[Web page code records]
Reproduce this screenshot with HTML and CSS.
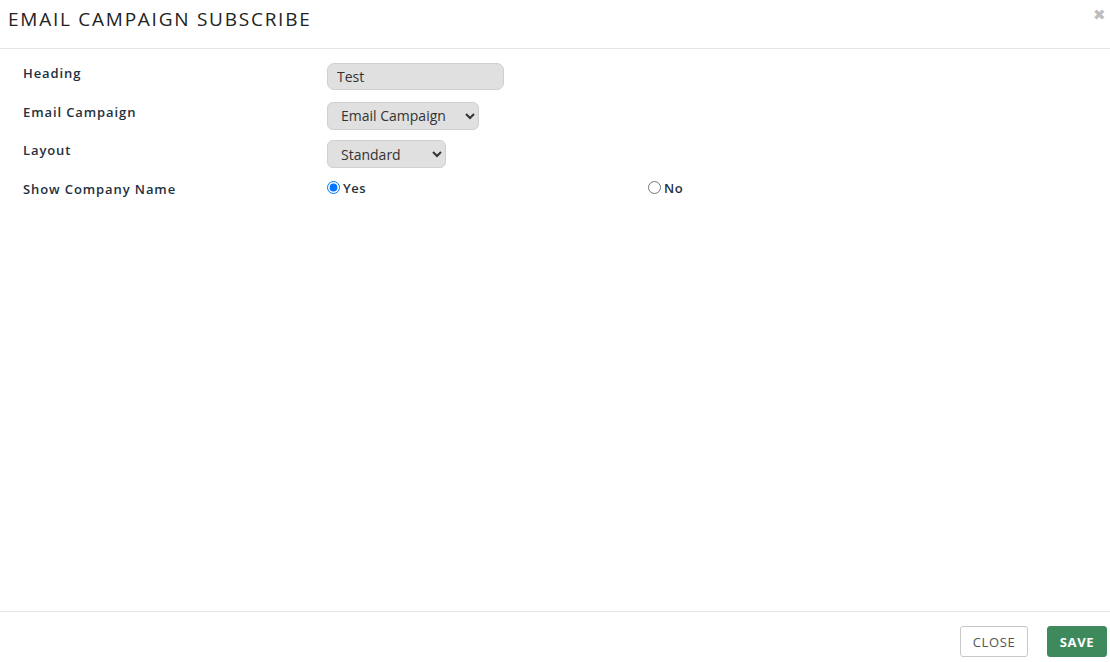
FILE: index.html
```html
<!DOCTYPE html>
<html>
<head>
<meta charset="utf-8">
<link rel="stylesheet" href="styles.css">
</head>
<body>
<div class="modal">
  <header class="modal-header">
    <h1 class="modal-title">EMAIL CAMPAIGN SUBSCRIBE</h1>
    <span class="close-x">&#x2716;</span>
  </header>
  <main class="modal-body">
    <div class="row">
      <label class="lbl">Heading</label>
      <div class="ctl"><input class="text-input" type="text" value="Test"></div>
    </div>
    <div class="row">
      <label class="lbl">Email Campaign</label>
      <div class="ctl"><select class="sel sel-campaign"><option>Email Campaign</option></select></div>
    </div>
    <div class="row">
      <label class="lbl">Layout</label>
      <div class="ctl"><select class="sel sel-layout"><option>Standard</option></select></div>
    </div>
    <div class="row radio-row">
      <label class="lbl">Show Company Name</label>
      <label class="radio"><input type="radio" name="scn" checked> Yes</label>
      <label class="radio"><input type="radio" name="scn"> No</label>
    </div>
  </main>
  <footer class="modal-footer">
    <button class="btn btn-close">CLOSE</button>
    <button class="btn btn-save">SAVE</button>
  </footer>
</div>
</body>
</html>
```
FILE: styles.css
```css
* { box-sizing: border-box; }
html, body { margin: 0; padding: 0; background: #fff; }
body {
  font-family: "Open Sans", "Liberation Sans", sans-serif;
  color: #1f2d3d;
  width: 1110px;
  height: 662px;
  overflow: hidden;
}
.modal {
  display: flex;
  flex-direction: column;
  height: 662px;
}
.modal-header {
  height: 49px;
  border-bottom: 1px solid #e5e5e5;
  display: flex;
  justify-content: space-between;
  align-items: flex-start;
  padding: 0 4px 0 8px;
}
.modal-title {
  margin: 6px 0 0 0;
  font-size: 19px;
  font-weight: 400;
  letter-spacing: 1.75px;
  color: #222;
}
.close-x {
  margin-top: 4px;
  font-size: 15px;
  color: #bdbdbd;
}
.modal-body {
  flex: 1;
  padding: 13px 0 0 23px;
}
.row {
  display: grid;
  grid-template-columns: 304px 321px 1fr;
  align-items: start;
  margin-bottom: 10.5px;
  height: 28px;
}
.lbl {
  font-size: 13px;
  font-weight: 600;
  letter-spacing: 0.9px;
  color: #1f3040;
  padding-top: 2px;
}
.ctl { padding-top: 1px; }
.text-input {
  width: 177px;
  height: 27px;
  border: 1px solid #d0d0d0;
  border-radius: 7px;
  background: #e0e0e0;
  font-family: inherit;
  font-size: 14px;
  color: #333;
  padding: 0 9px;
}
.sel {
  height: 28px;
  border: 1px solid #d0d0d0;
  border-radius: 6px;
  background: #e0e0e0;
  font-family: inherit;
  font-size: 14px;
  color: #333;
  padding: 0 4px 0 9px;
}
.sel-campaign { width: 152px; }
.sel-layout { width: 119px; }
.radio-row { height: 20px; }
.radio {
  font-size: 13px;
  font-weight: 600;
  letter-spacing: 0.5px;
  color: #1f3040;
  display: flex;
  align-items: center;
  gap: 3px;
  padding-top: 1px;
}
.radio input { margin: 0; width: 13px; height: 13px; }
.modal-footer {
  height: 51px;
  border-top: 1px solid #e5e5e5;
  display: flex;
  justify-content: flex-end;
  align-items: center;
  gap: 19px;
  padding: 9px 3px 0 0;
}
.btn {
  height: 31px;
  font-family: inherit;
  font-size: 13px;
  border-radius: 3px;
  letter-spacing: 0.6px;
}
.btn-close {
  width: 68px;
  background: #fff;
  border: 1px solid #c8c8c8;
  color: #555;
}
.btn-save {
  width: 60px;
  background: #3e8a5c;
  border: 1px solid #3e8a5c;
  color: #fff;
  font-weight: 700;
}
```
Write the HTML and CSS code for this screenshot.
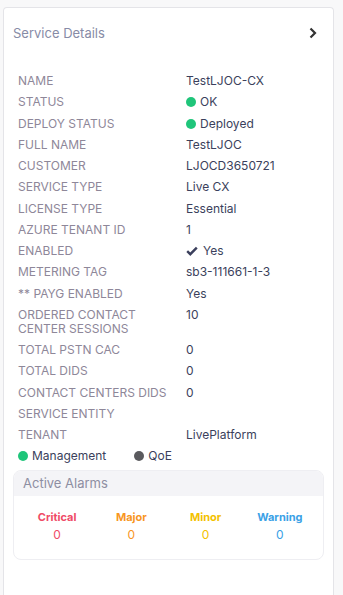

> **Task details**
Above are records to transcribe exactly; leave their pictures out.

> **Exercise output**
Reproduce this screenshot with HTML and CSS.
FILE: index.html
```html
<!DOCTYPE html>
<html>
<head>
<meta charset="utf-8">
<link rel="stylesheet" href="styles.css">
</head>
<body>
<div class="modal">
  <header class="modal-header">
    <h1 class="modal-title">EMAIL CAMPAIGN SUBSCRIBE</h1>
    <span class="close-x">&#x2716;</span>
  </header>
  <main class="modal-body">
    <div class="row">
      <label class="lbl">Heading</label>
      <div class="ctl"><input class="text-input" type="text" value="Test"></div>
    </div>
    <div class="row">
      <label class="lbl">Email Campaign</label>
      <div class="ctl"><select class="sel sel-campaign"><option>Email Campaign</option></select></div>
    </div>
    <div class="row">
      <label class="lbl">Layout</label>
      <div class="ctl"><select class="sel sel-layout"><option>Standard</option></select></div>
    </div>
    <div class="row radio-row">
      <label class="lbl">Show Company Name</label>
      <label class="radio"><input type="radio" name="scn" checked> Yes</label>
      <label class="radio"><input type="radio" name="scn"> No</label>
    </div>
  </main>
  <footer class="modal-footer">
    <button class="btn btn-close">CLOSE</button>
    <button class="btn btn-save">SAVE</button>
  </footer>
</div>
</body>
</html>
```
FILE: styles.css
```css
* { box-sizing: border-box; }
html, body { margin: 0; padding: 0; background: #fff; }
body {
  font-family: "Open Sans", "Liberation Sans", sans-serif;
  color: #1f2d3d;
  width: 1110px;
  height: 662px;
  overflow: hidden;
}
.modal {
  display: flex;
  flex-direction: column;
  height: 662px;
}
.modal-header {
  height: 49px;
  border-bottom: 1px solid #e5e5e5;
  display: flex;
  justify-content: space-between;
  align-items: flex-start;
  padding: 0 4px 0 8px;
}
.modal-title {
  margin: 6px 0 0 0;
  font-size: 19px;
  font-weight: 400;
  letter-spacing: 1.75px;
  color: #222;
}
.close-x {
  margin-top: 4px;
  font-size: 15px;
  color: #bdbdbd;
}
.modal-body {
  flex: 1;
  padding: 13px 0 0 23px;
}
.row {
  display: grid;
  grid-template-columns: 304px 321px 1fr;
  align-items: start;
  margin-bottom: 10.5px;
  height: 28px;
}
.lbl {
  font-size: 13px;
  font-weight: 600;
  letter-spacing: 0.9px;
  color: #1f3040;
  padding-top: 2px;
}
.ctl { padding-top: 1px; }
.text-input {
  width: 177px;
  height: 27px;
  border: 1px solid #d0d0d0;
  border-radius: 7px;
  background: #e0e0e0;
  font-family: inherit;
  font-size: 14px;
  color: #333;
  padding: 0 9px;
}
.sel {
  height: 28px;
  border: 1px solid #d0d0d0;
  border-radius: 6px;
  background: #e0e0e0;
  font-family: inherit;
  font-size: 14px;
  color: #333;
  padding: 0 4px 0 9px;
}
.sel-campaign { width: 152px; }
.sel-layout { width: 119px; }
.radio-row { height: 20px; }
.radio {
  font-size: 13px;
  font-weight: 600;
  letter-spacing: 0.5px;
  color: #1f3040;
  display: flex;
  align-items: center;
  gap: 3px;
  padding-top: 1px;
}
.radio input { margin: 0; width: 13px; height: 13px; }
.modal-footer {
  height: 51px;
  border-top: 1px solid #e5e5e5;
  display: flex;
  justify-content: flex-end;
  align-items: center;
  gap: 19px;
  padding: 9px 3px 0 0;
}
.btn {
  height: 31px;
  font-family: inherit;
  font-size: 13px;
  border-radius: 3px;
  letter-spacing: 0.6px;
}
.btn-close {
  width: 68px;
  background: #fff;
  border: 1px solid #c8c8c8;
  color: #555;
}
.btn-save {
  width: 60px;
  background: #3e8a5c;
  border: 1px solid #3e8a5c;
  color: #fff;
  font-weight: 700;
}
```
Write the HTML and CSS code for this screenshot.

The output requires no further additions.